I mentioned in a couple of earlier posts (Reason versus faith and other false debates and When life begins) that there are those who, upon learning that I am a Christian (and a Catholic one, at that!), expect me to argue every point from a religious point of view. The unspoken assumption is that faith and reason have nothing to do with each other and are imagined to be opposed to each other, mutually exclusive in nature. I am a person of faith; I, therefore, cannot be a person of reason. I can’t tell you how many times people have expected me to be unable to counter an argument simply because I’m a Christian. I’m expected to tow some party line, I guess. I’m expected to thump my Bible and respond to every salvo with the inspired words of the Good Book as if my salvation depended upon it.
It may surprise some folks (though it shouldn’t—and wouldn’t if they’d only think to ask) but I’ve been both a believer in God and a fan of science ever since I can remember. Amateur astronomy was one of my first loves. I bought my first telescope when I was around 9 years old (it was small and inexpensive, but it worked then, it still does and I still have it) and spent many an hour in the backyard gazing up at the night sky. I watched all the space program coverage and collected clippings about the missions in a scrapbook. (I wish I still had that, but it was thrown out long ago with all my beloved comic books. Sigh. Some things parents just don’t understand.) When I went through my New Age and Eastern religion phase, some of my favorite books were Gary Zukav’s Dancing Wu Li Masters and The Seat of the Soul and Fritjof Capra’s The Tao of Physics. I’m not saying that I understand everything in those books or even that I was a good science student in school. I am saying that science has always fascinated me and I’ve never seen that attraction and my equal attraction to things religious as a contradiction.
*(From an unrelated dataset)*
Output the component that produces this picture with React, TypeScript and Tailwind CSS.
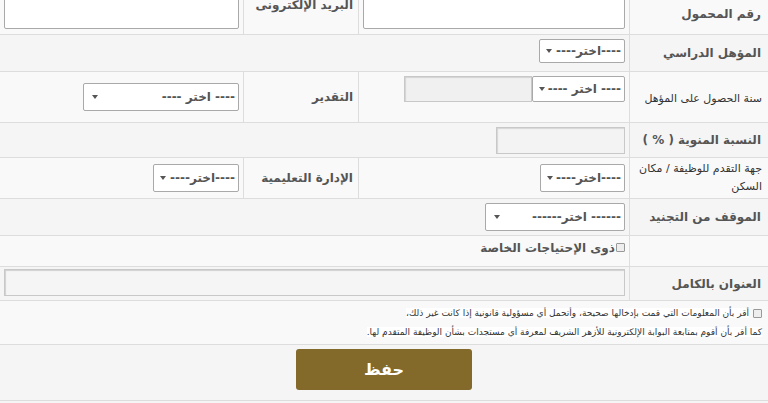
import React from 'react';

const font = { fontFamily: 'Tahoma, "DejaVu Sans", sans-serif' };

function Arrow() {
  return (
    <svg width="6" height="4" viewBox="0 0 6 4" className="shrink-0">
      <path d="M0 0h6L3 4z" fill="#555" />
    </svg>
  );
}

function FakeSelect({ text, className }: { text: string; className: string }) {
  return (
    <div
      className={`flex items-center justify-between bg-white border border-[#a9a9a9] rounded-[2px] pr-[3px] pl-[6px] text-[12px] font-bold text-[#555] whitespace-pre ${className}`}
    >
      <span>{text}</span>
      <Arrow />
    </div>
  );
}

function Label({ children, className = '', small = false }: { children: React.ReactNode; className?: string; small?: boolean }) {
  return (
    <div
      className={`flex ${small ? 'text-[11px] font-medium leading-[18px] whitespace-nowrap text-[#333]' : 'text-[12px] font-bold leading-[18px] text-[#555]'} ${className}`}
    >
      {children}
    </div>
  );
}

export default function App() {
  return (
    <div dir="rtl" style={font} className="w-[768px] h-[403px] overflow-hidden bg-[#f5f5f5]">
      {/* رقم المحمول / البريد */}
      <div className="flex h-[41px] -mt-[6px] border-b border-[#ddd] bg-[#f9f9f9]">
        <Label className="w-[139px] border-l border-[#ddd] items-center pr-[7px]">رقم المحمول</Label>
        <div className="w-[271px] border-l border-[#ddd] flex items-end pb-[5px] px-[4px]">
          <div className="w-full h-[40px] bg-white border border-[#a9a9a9] rounded-[2px]" />
        </div>
        <Label className="w-[115px] border-l border-[#ddd] items-start pt-[2px] pr-[5px]">البريد الإلكترونى</Label>
        <div className="flex-1 flex items-end pb-[5px] pr-[4px] pl-[4px]">
          <div className="w-full h-[40px] bg-white border border-[#a9a9a9] rounded-[2px]" />
        </div>
      </div>

      {/* المؤهل الدراسي */}
      <div className="flex h-[37px] border-b border-[#ddd] bg-[#f5f5f5]">
        <Label className="w-[139px] border-l border-[#ddd] items-center pr-[7px]">المؤهل الدراسي</Label>
        <div className="flex-1 flex items-start pt-[4px] pr-[4px]">
          <FakeSelect text="----اختر----" className="w-[86px] h-[24px]" />
        </div>
      </div>

      {/* سنة الحصول على المؤهل / التقدير */}
      <div className="flex h-[51px] border-b border-[#ddd] bg-[#f9f9f9]">
        <Label small className="w-[139px] border-l border-[#ddd] items-center pr-[6px] pt-[3px]">
          سنة الحصول على المؤهل
        </Label>
        <div className="w-[271px] border-l border-[#ddd] flex items-start pt-[4px] pr-[4px]">
          <FakeSelect text="---- اختر ----" className="w-[93px] h-[26px]" />
          <div className="w-[128px] h-[26px] bg-[#f0f0f0] border border-[#c8c8c8] shadow-[inset_1px_1px_1px_rgba(0,0,0,0.12)]" />
        </div>
        <Label className="w-[115px] border-l border-[#ddd] items-center pr-[5px]">التقدير</Label>
        <div className="flex-1 flex items-center pr-[4px]">
          <FakeSelect text="---- اختر ----" className="w-[156px] h-[28px] pl-[8px]" />
        </div>
      </div>

      {/* النسبة المنوية */}
      <div className="flex h-[35px] border-b border-[#ddd] bg-[#f5f5f5]">
        <Label className="w-[139px] border-l border-[#ddd] items-center pr-[7px]">النسبة المنوية ( % )</Label>
        <div className="flex-1 flex items-start pt-[4px] pr-[4px]">
          <div className="w-[129px] h-[27px] bg-[#f3f3f3] border border-[#c8c8c8] shadow-[inset_1px_1px_1px_rgba(0,0,0,0.12)]" />
        </div>
      </div>

      {/* جهة التقدم / الإدارة التعليمية */}
      <div className="flex h-[41px] border-b border-[#ddd] bg-[#f9f9f9]">
        <Label small className="w-[139px] border-l border-[#ddd] items-center pr-[6px]">
          <span>
            جهة التقدم للوظيفة / مكان
            <br />
            السكن
          </span>
        </Label>
        <div className="w-[271px] border-l border-[#ddd] flex items-center pr-[4px]">
          <FakeSelect text="----اختر----" className="w-[85px] h-[28px]" />
        </div>
        <Label className="w-[115px] border-l border-[#ddd] items-center pr-[5px]">الإدارة التعليمية</Label>
        <div className="flex-1 flex items-center pr-[4px]">
          <FakeSelect text="----اختر----" className="w-[86px] h-[28px]" />
        </div>
      </div>

      {/* الموقف من التجنيد */}
      <div className="flex h-[37px] border-b border-[#ddd] bg-[#f5f5f5]">
        <Label className="w-[139px] border-l border-[#ddd] items-center pr-[7px]">الموقف من التجنيد</Label>
        <div className="flex-1 flex items-center pr-[4px]">
          <FakeSelect text="------ اختر------" className="w-[140px] h-[28px] pl-[8px]" />
        </div>
      </div>

      {/* ذوى الإحتياجات الخاصة */}
      <div className="flex h-[31px] border-b border-[#ddd] bg-[#f9f9f9]">
        <div className="w-[139px] border-l border-[#ddd]" />
        <div className="flex-1 flex items-start pt-[3px] pr-[4px] gap-[1px]">
          <span className="mt-[4px] w-[9px] h-[9px] border border-[#999] bg-[#eee] rounded-[1px]" />
          <Label>ذوى الإحتياجات الخاصة</Label>
        </div>
      </div>

      {/* العنوان بالكامل */}
      <div className="flex h-[34px] border-b border-[#ddd] bg-[#f5f5f5]">
        <Label className="w-[139px] border-l border-[#ddd] items-center pr-[7px]">العنوان بالكامل</Label>
        <div className="flex-1 flex items-start pt-[2px] px-[4px]">
          <div className="w-full h-[27px] bg-[#f5f5f5] border border-[#c8c8c8] shadow-[inset_1px_1px_1px_rgba(0,0,0,0.15)]" />
        </div>
      </div>

      {/* الإقرار */}
      <div className="h-[44px] border-b border-[#ddd] bg-[#f9f9f9] pr-[6px] pt-[3px] text-[9px] leading-[19px] text-[#333]">
        <span className="inline-block align-middle ml-[4px] w-[9px] h-[9px] border border-[#999] bg-[#eee] rounded-[1px]" />
        <span className="bg-white">
          أقر بأن المعلومات التي قمت بإدخالها صحيحة، وأتحمل أي مسؤولية قانونية إذا كانت غير ذلك،
        </span>
        <br />
        <span className="bg-white">
          كما أقر بأن أقوم بمتابعة البوابة الإلكترونية للأزهر الشريف لمعرفة أي مستجدات بشأن الوظيفة المتقدم لها.
        </span>
      </div>

      {/* حفظ */}
      <div className="h-[56px] border-b border-[#ddd] bg-[#f5f5f5] flex justify-center pt-[4px]">
        <button className="w-[176px] h-[41px] bg-[#836a2a] rounded-[3px] text-white text-[16px] font-bold">
          حفظ
        </button>
      </div>
    </div>
  );
}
And why should it be? If God exists, as I believe He does, and if He made everything, as I believe He did, then why should the study of the world around us not be capable of being carried out by those of different minds, or with different aspects of the same mind, and why would those studies not yield valid results? Science and religion look at the world but they look at it differently. So what? I have two eyes and I prefer to use them both. Stereovision is so much more, well, stereo. My brain takes the data from both eyes and renders a detailed and useful view—and often a beautiful one—for me to enjoy. I have two other eyes given me by my Creator: faith and reason. Why on earth would I use one or the other when I can use both? If I close one eye and walk across the room, I run the very real danger of bumping into the furniture and adding to my collection of bruises already acquired through the exercise of my considerable grace. I think that would be stupid, indeed, to blind myself, deliberately shutting myself off to half of the truth around me.
Yet this is exactly what others expect me to do, those who deny the value of faith and extol the superiority of reason. How it annoys them when I insist on viewing the object of our discussion through both of my eyes instead of closing one or the other. How I enjoy the perspective gained by looking at things and issues with all my human powers instead of limiting myself artificially and arbitrarily to one or the other supposed higher function.
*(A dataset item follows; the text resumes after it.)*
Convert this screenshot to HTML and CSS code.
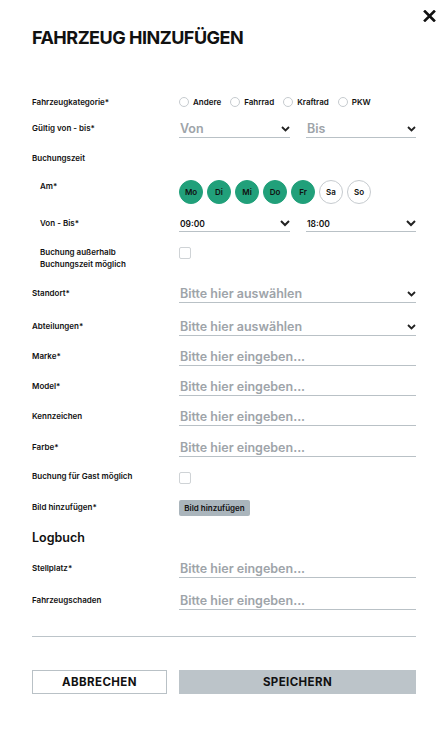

Apparently I am not alone in this preference to use all of my human ability to understand the world and truth. I heard a radio program this afternoon on the way to the coffee shop. Al Kresta was interviewing Dr. Francis Collins about his project, The BioLogos Foundation, and I was fascinated. Here’s a little blurb from the About page at the BioLogos website.
BioLogos is led by a team of scientists who believe in God and are committed to promoting a perspective of the origins of life that is both theologically and scientifically sound.
After the publication of The Language of God, Dr. Collins received many questions from readers. From the thousand or so received, he selected more than thirty of the most frequently asked questions and answers them on the site. Before you ask, no, he does not deny the validity of the theory of evolution, but you might be interested in what BioLogos has to say about it. I’ll give you a hint: BioLogos finds that the theory of evolution and the notion of a Creator God are neither mutually exclusive nor contradictory. I’ll let you discover the rest of the story for yourself, mainly because I’m still exploring the site and reading answers to the questions.
So there! I’m a Christian, a woman of Catholic heart and mind. And I have found no reason today to turn my back on my faith.
But I am keeping both of my eyes open.